A U.N.-backed war crimes tribunal on Thursday found two senior surviving leaders of the Khmer Rouge regime guilty of crimes against humanity and sentenced them to life in prison.
The war crimes charges were applied for their roles during the Cambodia’s 1970s terror. The verdicts were announced against Khieu Samphan, the regime’s 83-year-old former head of state, as well as against Nuon Chea, its 88-year-old chief ideologue. They are the only surviving leaders still alive.
Nuon Chea, who is in a wheel chair, but wearing dark sunglasses, was so weak that he wasn’t even able to stand up for the verdict.

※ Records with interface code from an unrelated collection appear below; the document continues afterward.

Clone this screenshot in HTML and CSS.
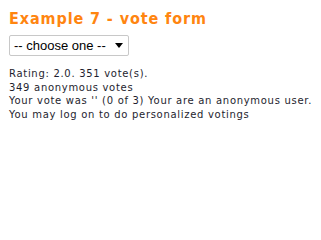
FILE: index.html
```html
<!DOCTYPE html>
<html>
<head>
<meta charset="utf-8">
<link rel="stylesheet" href="styles.css">
</head>
<body>
<h2 class="title">Example 7 - vote form</h2>
<div class="form-row">
  <div class="select"><span class="select-label">-- choose one --</span><span class="arrow"></span></div>
</div>
<div class="info">
  <div>Rating: 2.0. 351 vote(s).</div>
  <div>349 anonymous votes</div>
  <div>Your vote was '' (0 of 3) Your are an anonymous user.</div>
  <div>You may log on to do personalized votings</div>
</div>
</body>
</html>
```
FILE: styles.css
```css
html, body { margin: 0; padding: 0; background: #fff; }
body { padding: 8px 9px; font-family: "DejaVu Sans", Verdana, sans-serif; }
.title {
  margin: 0;
  font-family: "DejaVu Sans Condensed", "DejaVu Sans", sans-serif;
  font-size: 16px;
  font-weight: bold;
  letter-spacing: 0.9px;
  color: #ff8510;
  line-height: 20px;
  padding-top: 1px;
}
.form-row { margin-top: 6px; }
.select {
  display: inline-flex;
  align-items: center;
  width: 120px;
  height: 21px;
  box-sizing: border-box;
  border: 1px solid #c8c8c8;
  border-radius: 2px;
  padding: 0 5px 0 4px;
  font-family: "Liberation Sans", Arial, sans-serif;
  font-size: 13px;
  color: #000;
}
.select-label { flex: 1; }
.arrow {
  width: 0; height: 0;
  border-left: 4px solid transparent;
  border-right: 4px solid transparent;
  border-top: 5px solid #000;
}
.info {
  margin-top: 11px;
  font-size: 10px;
  letter-spacing: 0.7px;
  line-height: 13.5px;
  color: #1e1e2e;
}
```
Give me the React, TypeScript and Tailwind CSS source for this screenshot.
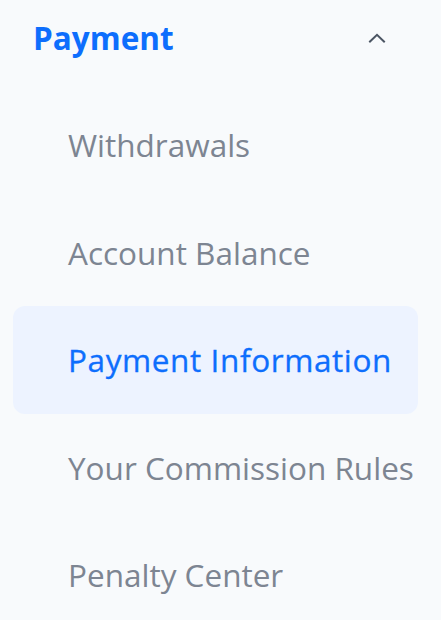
import React from 'react';

const items = ['Withdrawals', 'Account Balance', 'Payment Information', 'Your Commission Rules', 'Penalty Center'];

const ChevronUp: React.FC = () => (
  <svg width="18" height="10" viewBox="0 0 18 10" fill="none" stroke="#4b5563" strokeWidth="2" strokeLinecap="square" strokeLinejoin="miter">
    <path d="M2 8.5L9 1.8l7 6.7" />
  </svg>
);

export default function App() {
  const active = 'Payment Information';
  return (
    <div className="w-[441px] h-[620px] overflow-hidden bg-[#f8fafc]" style={{ fontFamily: '"Open Sans", "Noto Sans", sans-serif' }}>
      <div className="flex items-center justify-between h-[76px] pl-[33px] pr-[55px]">
        <span className="text-[31.5px] font-bold text-[#0d6efd]">Payment</span>
        <ChevronUp />
      </div>
      <ul className="mt-[15px] pl-[13px] pr-[23px]">
        {items.map((item) => (
          <li
            key={item}
            className={`flex items-center h-[107.5px] pl-[55px] rounded-xl whitespace-nowrap text-[31.5px] ${
              item === active ? 'bg-[#edf3ff] text-[#0d6efd] tracking-[0.6px] [-webkit-text-stroke:0.3px_#0d6efd]' : 'text-[#7d8592]'
            }`}
          >
            {item}
          </li>
        ))}
      </ul>
    </div>
  );
}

The 1970s reign of terror left close to 2 million people dead. The tribunal’s chief judge Nil Nonn said both men were guilty of “extermination encompassing murder, political persecution, and other inhumane acts comprising forced transfer, enforced disappearances and attacks against human dignity.”
Both of the accused have denied their ever doing wrong things. Nevertheless Nil Nonn told the court that “given the gravity of the crimes” both were to remain in detention.
The Khmer Rouge era lasted between 1975 and 1979, a period during which at least 1.7 million people died of a combination between starvation, medical neglect, overwork and execution.
During four years, the Khmer Rouge killed all those perceived as enemies, such as intellectuals, minorities, former officials and their families. The regime sought to create an agrarian society, something based on a Marxist doctrine, where cities were emptied and their residents forced to work on rural co-operatives. Many worked to death while others starved to death.
Lawyers for the two sentenced former leaders said they would appeal against the ruling. “It is unjust for my client. He did not know or commit many of these crimes,” Son Arun, a lawyer for Nuon Chea, told journalists. There was no visible reaction from either of the accused whatsoever.
Survivors of the regime traveled from across the country to witness the historic day, filling several hundred seats available to the public at the tribunal.
“The crimes are huge, and just sentencing them to life in jail is not fair,’ said 54-year-old Chea Sophon, who spent years in hard labor camps working in rice fields. His brother was killed during the Khmer Rouge era. “But what can I do? I just accept the verdict,” he said. “Even if they die many times over, it would not be enough.”
Set up in 2006, the court has prosecuted just one person so far, Kaing Guek Eav, a lower-ranking Khmer Rouge commander who was found guilty in 2010 and sentenced to life in prison.